Pralaya or the Big Crunch?
A universe endures for about 4,320,000,000 years (one day of Brahma, the creator or Kalpa) and is then destroyed by fire or water elements. At this point, Brahma rests for one night, just as long as the day. This process, named Pralaya, repeats for 100 Brahma years (311 Trillion, 40 Billion Human Years) that represents Brahma’s lifespan. Brahma is regarded as a manifestation of Brahman as the creator.
Born from OM
The universe is often said to be born from the sacred syllable Om, or from an inert void in which “there was neither being nor non-being death nor non- death”, a single principle from which emerged the diversity of life. From this void desire was born, and from desire came humans, gods and demons.
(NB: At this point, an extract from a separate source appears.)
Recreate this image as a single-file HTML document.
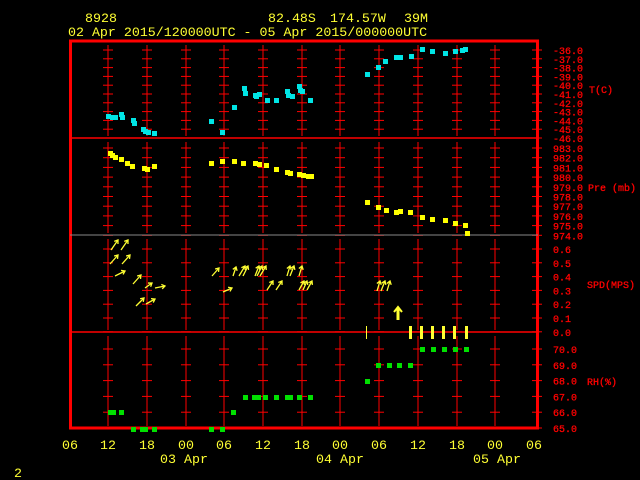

The theory of The Golden Egg
In earlier Vedic thinking, the universe was created by Hiranyagarbha (here interpreted as ‘the golden embryo’) or by Prajapati who was born from the Hiranyagarbha (here interpreted as ‘the golden womb’). Prajapati was later identified with the puranic Brahma. Other gods are credited with acts of creation, primarily the act of propping apart the sky and the Earth – gods who are said to have done this include Indra, Varuna and Vishnu.
The theory of zilch
According to some school of thoughts, in Hinduism, the universe had no beginning it was there always. As Sri Krishna said “Never was there a time when I did not exist, nor you, nor all these kings; nor in the future shall any of us cease to be”.
As per Shaiva Scriptures
As per Shaiva scriptures, at first the ultimate truth “Brahman” was Shiva without any birth or death. Vishnu is formed from the Vaamanga of Shiva or the left body. Shiva is the extreme male power of the universe. From him manifested the extreme female power of the universe Sati. Then the preserver of the universe Vishnu took three forms – Maha Vishnu, Garbhodakasayi vishnu and Ksirodaksayi vishnu. MahaVisnu have several Garbhodakasayi vishnus in the spiritual sky.
So the ancient civilizations were indeed very advanced. We must all be proud of our ancestors.